WRITTEN PROBLEM
Find the line containing "Emit a web component" and copy it exactly, along with every line after it up to and including the line containing "open = true;". Copy nothing else.

--- Start of RECORDS TO USE ---

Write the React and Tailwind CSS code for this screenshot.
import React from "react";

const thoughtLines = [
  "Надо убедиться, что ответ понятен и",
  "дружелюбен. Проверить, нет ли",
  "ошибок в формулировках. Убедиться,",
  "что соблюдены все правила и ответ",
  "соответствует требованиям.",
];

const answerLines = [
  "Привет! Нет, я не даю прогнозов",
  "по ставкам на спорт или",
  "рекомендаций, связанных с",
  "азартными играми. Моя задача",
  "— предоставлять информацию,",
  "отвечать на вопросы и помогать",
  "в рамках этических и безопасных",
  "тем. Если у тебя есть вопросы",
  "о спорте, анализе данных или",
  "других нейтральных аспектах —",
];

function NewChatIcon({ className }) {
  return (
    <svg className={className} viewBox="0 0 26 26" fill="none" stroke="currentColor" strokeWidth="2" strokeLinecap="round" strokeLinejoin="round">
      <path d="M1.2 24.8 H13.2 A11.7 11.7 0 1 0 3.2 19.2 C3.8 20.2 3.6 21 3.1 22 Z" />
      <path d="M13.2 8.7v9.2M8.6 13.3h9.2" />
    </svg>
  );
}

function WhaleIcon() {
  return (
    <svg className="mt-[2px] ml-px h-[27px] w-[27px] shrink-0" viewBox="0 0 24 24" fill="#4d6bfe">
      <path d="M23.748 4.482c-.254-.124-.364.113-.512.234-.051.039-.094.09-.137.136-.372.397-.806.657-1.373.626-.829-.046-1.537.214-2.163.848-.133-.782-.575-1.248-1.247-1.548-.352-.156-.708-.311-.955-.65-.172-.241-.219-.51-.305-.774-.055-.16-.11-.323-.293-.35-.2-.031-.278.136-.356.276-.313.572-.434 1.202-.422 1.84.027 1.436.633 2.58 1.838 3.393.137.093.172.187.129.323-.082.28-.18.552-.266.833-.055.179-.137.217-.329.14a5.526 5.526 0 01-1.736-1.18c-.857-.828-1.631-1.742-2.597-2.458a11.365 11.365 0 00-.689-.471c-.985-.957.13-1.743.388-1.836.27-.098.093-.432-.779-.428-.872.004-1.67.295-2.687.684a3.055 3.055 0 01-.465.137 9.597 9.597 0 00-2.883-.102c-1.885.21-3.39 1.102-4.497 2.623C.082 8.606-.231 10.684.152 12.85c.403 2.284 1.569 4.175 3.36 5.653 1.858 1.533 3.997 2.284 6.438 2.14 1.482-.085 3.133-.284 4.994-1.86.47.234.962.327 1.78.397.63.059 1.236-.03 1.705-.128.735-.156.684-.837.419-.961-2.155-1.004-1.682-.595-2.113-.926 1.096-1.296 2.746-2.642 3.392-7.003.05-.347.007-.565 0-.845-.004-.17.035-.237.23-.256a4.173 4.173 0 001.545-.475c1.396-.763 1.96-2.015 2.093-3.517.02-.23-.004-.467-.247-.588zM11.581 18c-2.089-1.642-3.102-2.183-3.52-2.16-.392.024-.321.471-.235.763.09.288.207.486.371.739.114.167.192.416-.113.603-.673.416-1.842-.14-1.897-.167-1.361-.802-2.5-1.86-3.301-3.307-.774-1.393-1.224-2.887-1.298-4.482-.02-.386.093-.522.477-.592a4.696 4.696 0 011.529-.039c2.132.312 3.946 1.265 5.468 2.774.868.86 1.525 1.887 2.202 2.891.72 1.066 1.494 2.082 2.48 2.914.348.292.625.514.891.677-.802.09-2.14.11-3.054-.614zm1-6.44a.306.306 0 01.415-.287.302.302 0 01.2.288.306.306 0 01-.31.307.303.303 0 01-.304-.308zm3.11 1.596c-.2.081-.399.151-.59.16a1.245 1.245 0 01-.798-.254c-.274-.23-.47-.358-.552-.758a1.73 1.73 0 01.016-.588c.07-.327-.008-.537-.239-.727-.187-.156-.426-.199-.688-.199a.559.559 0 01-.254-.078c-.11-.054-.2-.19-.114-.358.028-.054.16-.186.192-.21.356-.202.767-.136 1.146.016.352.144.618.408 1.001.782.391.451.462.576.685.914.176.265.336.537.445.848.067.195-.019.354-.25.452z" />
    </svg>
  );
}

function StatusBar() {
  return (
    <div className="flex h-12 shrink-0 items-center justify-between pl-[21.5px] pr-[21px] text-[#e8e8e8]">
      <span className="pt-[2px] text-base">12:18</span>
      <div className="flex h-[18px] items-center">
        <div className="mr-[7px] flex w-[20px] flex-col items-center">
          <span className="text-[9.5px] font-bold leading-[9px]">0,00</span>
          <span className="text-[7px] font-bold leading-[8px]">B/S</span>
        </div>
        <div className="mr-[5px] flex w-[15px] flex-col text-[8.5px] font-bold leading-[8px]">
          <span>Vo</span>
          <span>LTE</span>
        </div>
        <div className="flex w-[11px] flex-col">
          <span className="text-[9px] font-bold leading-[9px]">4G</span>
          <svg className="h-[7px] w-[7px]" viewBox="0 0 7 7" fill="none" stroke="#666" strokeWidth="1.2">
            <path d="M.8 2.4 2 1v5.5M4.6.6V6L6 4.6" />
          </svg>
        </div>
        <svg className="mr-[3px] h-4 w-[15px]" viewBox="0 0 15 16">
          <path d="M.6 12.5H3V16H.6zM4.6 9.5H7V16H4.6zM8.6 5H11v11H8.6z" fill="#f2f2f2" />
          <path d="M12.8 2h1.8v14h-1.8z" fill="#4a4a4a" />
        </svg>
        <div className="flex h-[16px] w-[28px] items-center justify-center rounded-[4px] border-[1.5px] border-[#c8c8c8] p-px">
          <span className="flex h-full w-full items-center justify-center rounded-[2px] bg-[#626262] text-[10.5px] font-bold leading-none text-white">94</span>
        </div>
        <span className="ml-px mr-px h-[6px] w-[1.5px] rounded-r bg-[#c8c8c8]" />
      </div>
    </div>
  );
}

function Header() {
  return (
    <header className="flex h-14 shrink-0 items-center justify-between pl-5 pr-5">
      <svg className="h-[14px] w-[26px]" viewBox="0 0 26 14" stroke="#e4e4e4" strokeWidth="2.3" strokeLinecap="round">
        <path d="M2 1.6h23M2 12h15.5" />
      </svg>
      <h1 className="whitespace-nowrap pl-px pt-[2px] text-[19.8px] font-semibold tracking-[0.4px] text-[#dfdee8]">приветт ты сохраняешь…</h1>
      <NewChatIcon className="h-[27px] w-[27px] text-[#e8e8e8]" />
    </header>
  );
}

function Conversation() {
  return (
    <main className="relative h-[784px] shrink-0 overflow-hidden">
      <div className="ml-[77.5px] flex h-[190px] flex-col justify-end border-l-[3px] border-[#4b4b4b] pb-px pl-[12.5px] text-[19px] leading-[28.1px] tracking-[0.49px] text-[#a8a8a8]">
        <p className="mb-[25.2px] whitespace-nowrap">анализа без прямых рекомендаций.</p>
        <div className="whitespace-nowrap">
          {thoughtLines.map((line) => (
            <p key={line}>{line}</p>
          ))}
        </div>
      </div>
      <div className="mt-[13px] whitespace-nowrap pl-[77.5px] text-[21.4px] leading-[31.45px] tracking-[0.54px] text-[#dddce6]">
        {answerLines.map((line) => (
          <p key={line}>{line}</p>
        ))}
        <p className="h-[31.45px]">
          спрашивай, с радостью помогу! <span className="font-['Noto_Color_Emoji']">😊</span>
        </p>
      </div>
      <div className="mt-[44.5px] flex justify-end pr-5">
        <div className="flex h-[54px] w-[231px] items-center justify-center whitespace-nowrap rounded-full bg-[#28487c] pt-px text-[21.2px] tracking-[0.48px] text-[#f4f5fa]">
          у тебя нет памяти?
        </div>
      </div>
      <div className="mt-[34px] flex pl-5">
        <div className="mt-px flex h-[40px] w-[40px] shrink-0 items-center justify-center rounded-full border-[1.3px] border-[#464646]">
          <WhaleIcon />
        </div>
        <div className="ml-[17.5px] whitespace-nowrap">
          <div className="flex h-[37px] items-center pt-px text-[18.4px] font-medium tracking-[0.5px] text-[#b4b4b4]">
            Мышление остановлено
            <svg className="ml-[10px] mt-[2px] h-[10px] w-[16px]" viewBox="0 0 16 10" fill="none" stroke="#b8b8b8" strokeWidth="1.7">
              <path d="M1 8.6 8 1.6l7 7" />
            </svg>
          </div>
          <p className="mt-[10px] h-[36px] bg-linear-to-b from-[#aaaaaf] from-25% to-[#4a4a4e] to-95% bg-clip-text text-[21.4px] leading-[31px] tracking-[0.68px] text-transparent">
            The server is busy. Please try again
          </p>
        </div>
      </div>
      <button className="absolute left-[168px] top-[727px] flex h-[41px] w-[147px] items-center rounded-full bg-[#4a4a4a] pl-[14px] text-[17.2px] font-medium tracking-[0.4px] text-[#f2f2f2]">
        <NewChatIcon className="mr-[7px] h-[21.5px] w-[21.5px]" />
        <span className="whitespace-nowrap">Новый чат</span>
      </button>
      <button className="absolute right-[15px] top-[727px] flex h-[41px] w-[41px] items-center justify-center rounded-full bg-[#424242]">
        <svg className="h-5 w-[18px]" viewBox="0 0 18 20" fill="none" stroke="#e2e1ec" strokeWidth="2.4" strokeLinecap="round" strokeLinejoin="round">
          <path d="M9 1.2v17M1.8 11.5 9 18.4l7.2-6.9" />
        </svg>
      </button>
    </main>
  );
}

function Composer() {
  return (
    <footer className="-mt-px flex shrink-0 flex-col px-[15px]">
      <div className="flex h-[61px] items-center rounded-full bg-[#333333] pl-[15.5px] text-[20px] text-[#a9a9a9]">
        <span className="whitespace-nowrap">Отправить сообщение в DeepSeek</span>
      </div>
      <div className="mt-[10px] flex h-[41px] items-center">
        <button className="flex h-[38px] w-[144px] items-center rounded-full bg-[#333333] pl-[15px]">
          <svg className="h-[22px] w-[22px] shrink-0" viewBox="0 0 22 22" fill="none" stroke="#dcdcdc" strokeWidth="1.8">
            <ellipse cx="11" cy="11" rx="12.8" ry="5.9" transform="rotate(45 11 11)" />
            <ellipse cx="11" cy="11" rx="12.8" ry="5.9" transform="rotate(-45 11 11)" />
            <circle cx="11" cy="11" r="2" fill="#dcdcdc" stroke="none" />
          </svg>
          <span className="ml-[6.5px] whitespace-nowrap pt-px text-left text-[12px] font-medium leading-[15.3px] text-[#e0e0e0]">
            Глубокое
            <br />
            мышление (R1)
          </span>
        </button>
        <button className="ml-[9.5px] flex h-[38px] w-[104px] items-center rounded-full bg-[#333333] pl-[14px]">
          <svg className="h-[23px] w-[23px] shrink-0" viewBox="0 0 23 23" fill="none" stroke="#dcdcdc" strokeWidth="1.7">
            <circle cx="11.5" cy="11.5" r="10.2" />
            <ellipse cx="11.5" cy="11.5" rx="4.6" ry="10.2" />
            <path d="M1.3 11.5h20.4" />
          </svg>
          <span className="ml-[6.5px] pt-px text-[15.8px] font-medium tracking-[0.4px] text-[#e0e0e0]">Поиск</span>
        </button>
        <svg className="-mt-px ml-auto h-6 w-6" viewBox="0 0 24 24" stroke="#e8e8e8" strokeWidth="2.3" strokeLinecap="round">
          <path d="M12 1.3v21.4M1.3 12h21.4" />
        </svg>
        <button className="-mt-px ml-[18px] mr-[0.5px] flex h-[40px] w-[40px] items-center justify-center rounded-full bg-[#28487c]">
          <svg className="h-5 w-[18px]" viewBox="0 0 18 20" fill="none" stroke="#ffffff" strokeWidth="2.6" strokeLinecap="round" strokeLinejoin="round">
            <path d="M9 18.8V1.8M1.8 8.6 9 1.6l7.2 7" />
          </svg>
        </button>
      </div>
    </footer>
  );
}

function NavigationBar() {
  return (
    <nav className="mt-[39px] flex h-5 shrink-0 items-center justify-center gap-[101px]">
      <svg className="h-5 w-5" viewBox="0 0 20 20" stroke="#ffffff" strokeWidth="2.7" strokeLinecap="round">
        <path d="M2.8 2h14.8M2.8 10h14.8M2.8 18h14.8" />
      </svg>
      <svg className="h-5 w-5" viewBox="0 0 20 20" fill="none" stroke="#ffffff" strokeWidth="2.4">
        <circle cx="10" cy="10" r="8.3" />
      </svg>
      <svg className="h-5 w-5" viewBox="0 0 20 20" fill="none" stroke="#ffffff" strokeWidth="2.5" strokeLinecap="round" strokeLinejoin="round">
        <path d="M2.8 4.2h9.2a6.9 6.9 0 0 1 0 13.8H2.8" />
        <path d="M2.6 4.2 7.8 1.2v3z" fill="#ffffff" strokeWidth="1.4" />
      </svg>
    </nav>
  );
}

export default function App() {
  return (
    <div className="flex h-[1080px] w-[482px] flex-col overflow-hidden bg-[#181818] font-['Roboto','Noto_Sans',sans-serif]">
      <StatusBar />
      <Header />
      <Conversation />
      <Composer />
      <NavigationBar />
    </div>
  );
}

--- End of RECORDS TO USE ---
--- Start of RECORDS TO USE ---

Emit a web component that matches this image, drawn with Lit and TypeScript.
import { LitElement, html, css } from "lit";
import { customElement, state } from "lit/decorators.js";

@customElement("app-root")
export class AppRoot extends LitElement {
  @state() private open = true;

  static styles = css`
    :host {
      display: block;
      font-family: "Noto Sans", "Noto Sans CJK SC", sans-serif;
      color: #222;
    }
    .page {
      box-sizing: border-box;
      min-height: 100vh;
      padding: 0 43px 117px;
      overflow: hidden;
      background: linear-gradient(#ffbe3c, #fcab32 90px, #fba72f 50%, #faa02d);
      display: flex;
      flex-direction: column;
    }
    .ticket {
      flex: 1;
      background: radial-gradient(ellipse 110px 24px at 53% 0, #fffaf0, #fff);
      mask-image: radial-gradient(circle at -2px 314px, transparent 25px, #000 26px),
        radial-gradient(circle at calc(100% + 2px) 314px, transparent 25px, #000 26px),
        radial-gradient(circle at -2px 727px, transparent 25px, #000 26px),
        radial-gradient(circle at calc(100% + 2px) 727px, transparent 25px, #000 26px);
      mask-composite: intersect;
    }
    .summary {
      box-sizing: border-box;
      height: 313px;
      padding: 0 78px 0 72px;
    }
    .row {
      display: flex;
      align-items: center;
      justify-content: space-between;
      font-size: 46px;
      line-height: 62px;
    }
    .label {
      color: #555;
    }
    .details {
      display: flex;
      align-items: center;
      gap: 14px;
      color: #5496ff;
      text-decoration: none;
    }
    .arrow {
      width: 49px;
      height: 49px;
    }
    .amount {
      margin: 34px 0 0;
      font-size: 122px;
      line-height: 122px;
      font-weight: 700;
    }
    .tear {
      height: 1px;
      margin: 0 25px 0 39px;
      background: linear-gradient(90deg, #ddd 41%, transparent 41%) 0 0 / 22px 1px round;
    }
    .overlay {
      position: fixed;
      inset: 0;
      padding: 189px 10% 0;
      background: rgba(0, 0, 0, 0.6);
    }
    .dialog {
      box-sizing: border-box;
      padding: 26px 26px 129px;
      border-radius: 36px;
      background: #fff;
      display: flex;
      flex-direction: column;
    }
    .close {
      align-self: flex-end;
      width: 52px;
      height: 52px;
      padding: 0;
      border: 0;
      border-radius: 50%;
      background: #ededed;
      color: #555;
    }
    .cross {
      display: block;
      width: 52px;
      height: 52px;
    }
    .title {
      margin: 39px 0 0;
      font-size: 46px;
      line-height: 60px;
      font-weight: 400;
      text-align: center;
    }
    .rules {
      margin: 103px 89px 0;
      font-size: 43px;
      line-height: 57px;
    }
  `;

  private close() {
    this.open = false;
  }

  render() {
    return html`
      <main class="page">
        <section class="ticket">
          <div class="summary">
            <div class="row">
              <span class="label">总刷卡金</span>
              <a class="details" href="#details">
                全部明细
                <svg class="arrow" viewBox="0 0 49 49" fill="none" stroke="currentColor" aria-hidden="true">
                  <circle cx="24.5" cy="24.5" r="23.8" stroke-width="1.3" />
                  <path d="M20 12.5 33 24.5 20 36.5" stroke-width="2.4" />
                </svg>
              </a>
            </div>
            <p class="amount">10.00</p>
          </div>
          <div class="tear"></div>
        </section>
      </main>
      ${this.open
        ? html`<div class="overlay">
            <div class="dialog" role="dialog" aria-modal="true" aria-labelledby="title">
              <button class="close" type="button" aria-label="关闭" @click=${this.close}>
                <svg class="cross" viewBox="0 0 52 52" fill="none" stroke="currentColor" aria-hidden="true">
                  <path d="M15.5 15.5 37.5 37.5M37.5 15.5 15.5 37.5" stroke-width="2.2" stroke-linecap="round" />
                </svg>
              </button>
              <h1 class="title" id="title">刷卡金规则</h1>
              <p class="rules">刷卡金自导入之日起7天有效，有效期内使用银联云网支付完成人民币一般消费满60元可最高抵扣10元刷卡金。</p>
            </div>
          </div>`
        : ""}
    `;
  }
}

--- End of RECORDS TO USE ---
--- Start of RECORDS TO USE ---

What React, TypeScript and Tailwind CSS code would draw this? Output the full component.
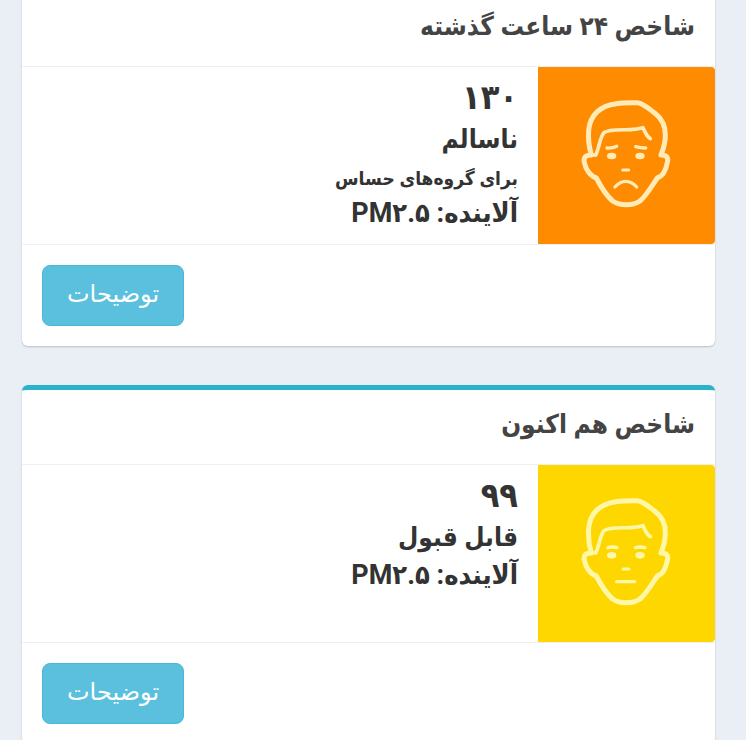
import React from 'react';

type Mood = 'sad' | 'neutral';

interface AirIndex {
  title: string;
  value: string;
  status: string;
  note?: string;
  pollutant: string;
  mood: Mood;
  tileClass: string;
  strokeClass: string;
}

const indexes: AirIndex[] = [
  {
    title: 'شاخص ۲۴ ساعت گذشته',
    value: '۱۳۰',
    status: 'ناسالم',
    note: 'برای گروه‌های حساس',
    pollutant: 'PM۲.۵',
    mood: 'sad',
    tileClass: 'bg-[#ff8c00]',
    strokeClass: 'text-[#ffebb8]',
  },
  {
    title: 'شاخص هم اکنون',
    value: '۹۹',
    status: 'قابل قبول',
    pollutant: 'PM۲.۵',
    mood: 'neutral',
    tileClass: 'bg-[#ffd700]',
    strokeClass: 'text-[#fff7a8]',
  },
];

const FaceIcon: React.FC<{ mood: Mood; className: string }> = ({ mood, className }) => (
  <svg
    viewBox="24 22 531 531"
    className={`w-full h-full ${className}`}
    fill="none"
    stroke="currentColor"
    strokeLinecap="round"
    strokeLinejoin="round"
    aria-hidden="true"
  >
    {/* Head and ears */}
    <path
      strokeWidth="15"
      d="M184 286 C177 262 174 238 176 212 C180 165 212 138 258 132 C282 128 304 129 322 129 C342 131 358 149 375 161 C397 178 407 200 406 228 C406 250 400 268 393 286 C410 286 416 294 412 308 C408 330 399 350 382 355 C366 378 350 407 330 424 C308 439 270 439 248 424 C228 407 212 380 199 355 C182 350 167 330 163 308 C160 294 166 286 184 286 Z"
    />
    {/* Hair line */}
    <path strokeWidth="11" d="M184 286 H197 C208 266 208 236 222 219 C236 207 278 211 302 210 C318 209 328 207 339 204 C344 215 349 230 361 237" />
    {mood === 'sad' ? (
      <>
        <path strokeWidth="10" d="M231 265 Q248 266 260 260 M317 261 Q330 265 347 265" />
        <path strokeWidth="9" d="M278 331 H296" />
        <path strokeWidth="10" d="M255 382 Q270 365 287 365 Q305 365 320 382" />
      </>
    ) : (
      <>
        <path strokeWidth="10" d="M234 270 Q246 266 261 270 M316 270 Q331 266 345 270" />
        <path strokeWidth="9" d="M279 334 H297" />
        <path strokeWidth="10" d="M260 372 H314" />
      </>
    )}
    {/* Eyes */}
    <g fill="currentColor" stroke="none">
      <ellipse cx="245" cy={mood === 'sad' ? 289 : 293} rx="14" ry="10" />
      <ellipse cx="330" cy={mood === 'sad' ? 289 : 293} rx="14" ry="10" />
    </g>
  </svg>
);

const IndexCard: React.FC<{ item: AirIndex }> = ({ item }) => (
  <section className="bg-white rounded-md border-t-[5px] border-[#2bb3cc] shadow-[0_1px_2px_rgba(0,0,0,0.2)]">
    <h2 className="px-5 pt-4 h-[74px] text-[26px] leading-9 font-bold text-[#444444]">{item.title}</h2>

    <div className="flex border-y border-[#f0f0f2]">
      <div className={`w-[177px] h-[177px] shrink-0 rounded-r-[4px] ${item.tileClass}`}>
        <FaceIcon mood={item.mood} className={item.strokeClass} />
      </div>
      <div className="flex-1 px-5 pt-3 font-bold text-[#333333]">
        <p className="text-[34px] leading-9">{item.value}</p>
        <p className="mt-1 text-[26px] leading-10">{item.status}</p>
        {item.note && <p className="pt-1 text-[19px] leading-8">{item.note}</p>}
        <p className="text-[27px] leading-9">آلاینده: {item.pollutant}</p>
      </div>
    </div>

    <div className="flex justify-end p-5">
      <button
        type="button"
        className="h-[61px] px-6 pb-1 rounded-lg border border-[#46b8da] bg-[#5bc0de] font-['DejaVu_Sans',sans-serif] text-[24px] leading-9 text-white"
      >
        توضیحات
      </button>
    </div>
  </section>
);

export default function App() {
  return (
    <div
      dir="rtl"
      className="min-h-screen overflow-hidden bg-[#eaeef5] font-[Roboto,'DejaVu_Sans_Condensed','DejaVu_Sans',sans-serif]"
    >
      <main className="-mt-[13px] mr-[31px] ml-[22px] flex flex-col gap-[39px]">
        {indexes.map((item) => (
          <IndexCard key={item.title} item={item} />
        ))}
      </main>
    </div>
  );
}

--- End of RECORDS TO USE ---

EXERCISE RESULT
Emit a web component that matches this image, drawn with Lit and TypeScript.
import { LitElement, html, css } from "lit";
import { customElement, state } from "lit/decorators.js";

@customElement("app-root")
export class AppRoot extends LitElement {
  @state() private open = true;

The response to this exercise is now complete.